## Written exercise:
Copy every line with the string "components" in it.

## Supplied information:
——
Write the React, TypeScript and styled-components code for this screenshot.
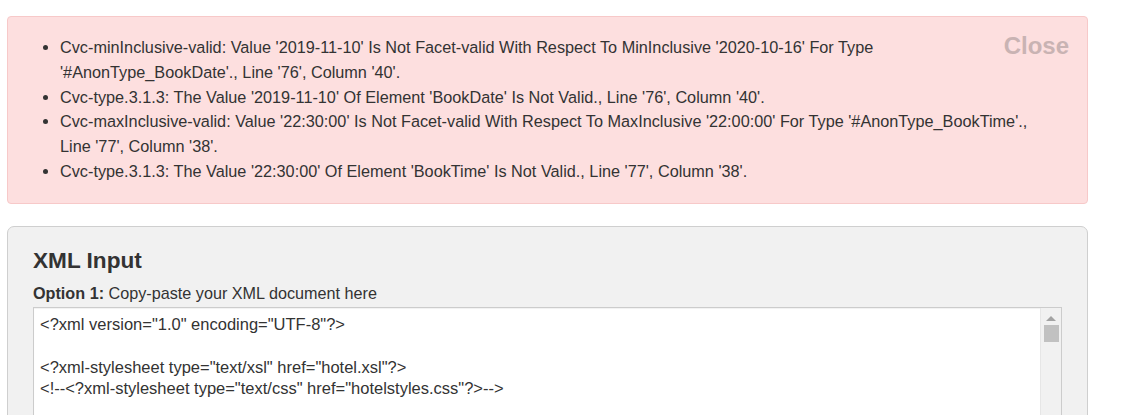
import styled, { createGlobalStyle } from "styled-components";

const GlobalStyle = createGlobalStyle`
    body {
        margin: 0;
        background: #fff;
        font-family: "Liberation Sans", Arial, sans-serif;
        color: #333;
    }
`;

const Page = styled.div`
    width: 1081px;
    padding: 16px 0 0 7px;
    display: flex;
    flex-direction: column;
    gap: 22px;
`;

const ErrorAlert = styled.div`
    position: relative;
    background: #fddfdf;
    border: 1px solid #f7c9c9;
    border-radius: 4px;
    padding: 18px 16px 19px;
`;

const CloseButton = styled.span`
    position: absolute;
    top: 17px;
    right: 18px;
    font-size: 24px;
    font-weight: bold;
    line-height: 1;
    color: #c9b3b3;
    cursor: pointer;
`;

const ErrorList = styled.ul`
    margin: 0;
    padding-left: 36px;
    font-size: 16.25px;
    line-height: 24.75px;
    color: #333;
    max-width: 985px;
`;

const Panel = styled.div`
    background: #f1f1f1;
    border: 1px solid #cfcfcf;
    border-radius: 7px;
    padding: 18px 25px 0;
    height: 200px;
`;

const PanelTitle = styled.h3`
    margin: 0 0 6px;
    font-size: 22.6px;
    font-weight: bold;
    line-height: 32px;
    color: #333;
`;

const OptionLabel = styled.div`
    font-size: 16.2px;
    line-height: 20px;
    margin-bottom: 4px;

    b {
        font-weight: bold;
    }
`;

const EditorBox = styled.div`
    display: flex;
    background: #fff;
    border: 1px solid #ccc;
    box-shadow: inset 0 1px 1px rgba(0, 0, 0, 0.06);
    height: 120px;
`;

const EditorText = styled.pre`
    flex: 1;
    margin: 0;
    padding: 6px 6px;
    font-family: "Liberation Sans", Arial, sans-serif;
    font-size: 16.5px;
    line-height: 21.5px;
    color: #333;
    white-space: pre;
    overflow: hidden;
`;

const ScrollTrack = styled.div`
    width: 20px;
    background: #f1f1f1;
    border-left: 1px solid #e6e6e6;
    display: flex;
    flex-direction: column;
    align-items: center;
`;

const Arrow = styled.div<{ $down?: boolean }>`
    width: 0;
    height: 0;
    margin-top: ${(p) => (p.$down ? "auto" : "8px")};
    margin-bottom: 4px;
    border-left: 5px solid transparent;
    border-right: 5px solid transparent;
    ${(p) =>
        p.$down
            ? "border-top: 5px solid #505050;"
            : "border-bottom: 5px solid #a3a3a3;"}
`;

const Thumb = styled.div`
    width: 15px;
    height: 17px;
    background: #c1c1c1;
`;

const errors = [
    "Cvc-minInclusive-valid: Value '2019-11-10' Is Not Facet-valid With Respect To MinInclusive '2020-10-16' For Type '#AnonType_BookDate'., Line '76', Column '40'.",
    "Cvc-type.3.1.3: The Value '2019-11-10' Of Element 'BookDate' Is Not Valid., Line '76', Column '40'.",
    "Cvc-maxInclusive-valid: Value '22:30:00' Is Not Facet-valid With Respect To MaxInclusive '22:00:00' For Type '#AnonType_BookTime'., Line '77', Column '38'.",
    "Cvc-type.3.1.3: The Value '22:30:00' Of Element 'BookTime' Is Not Valid., Line '77', Column '38'.",
];

const xmlSource = `<?xml version="1.0" encoding="UTF-8"?>

<?xml-stylesheet type="text/xsl" href="hotel.xsl"?>
<!--<?xml-stylesheet type="text/css" href="hotelstyles.css"?>-->`;

export default function App() {
    return (
        <>
            <GlobalStyle />
            <Page>
                <ErrorAlert>
                    <CloseButton>Close</CloseButton>
                    <ErrorList>
                        {errors.map((msg) => (
                            <li key={msg}>{msg}</li>
                        ))}
                    </ErrorList>
                </ErrorAlert>

                <Panel>
                    <PanelTitle>XML Input</PanelTitle>
                    <OptionLabel>
                        <b>Option 1:</b> Copy-paste your XML document here
                    </OptionLabel>
                    <EditorBox>
                        <EditorText>{xmlSource}</EditorText>
                        <ScrollTrack>
                            <Arrow />
                            <Thumb />
                            <Arrow $down />
                        </ScrollTrack>
                    </EditorBox>
                </Panel>
            </Page>
        </>
    );
}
——
## Result of the exercise:
Write the React, TypeScript and styled-components code for this screenshot.
import styled, { createGlobalStyle } from "styled-components";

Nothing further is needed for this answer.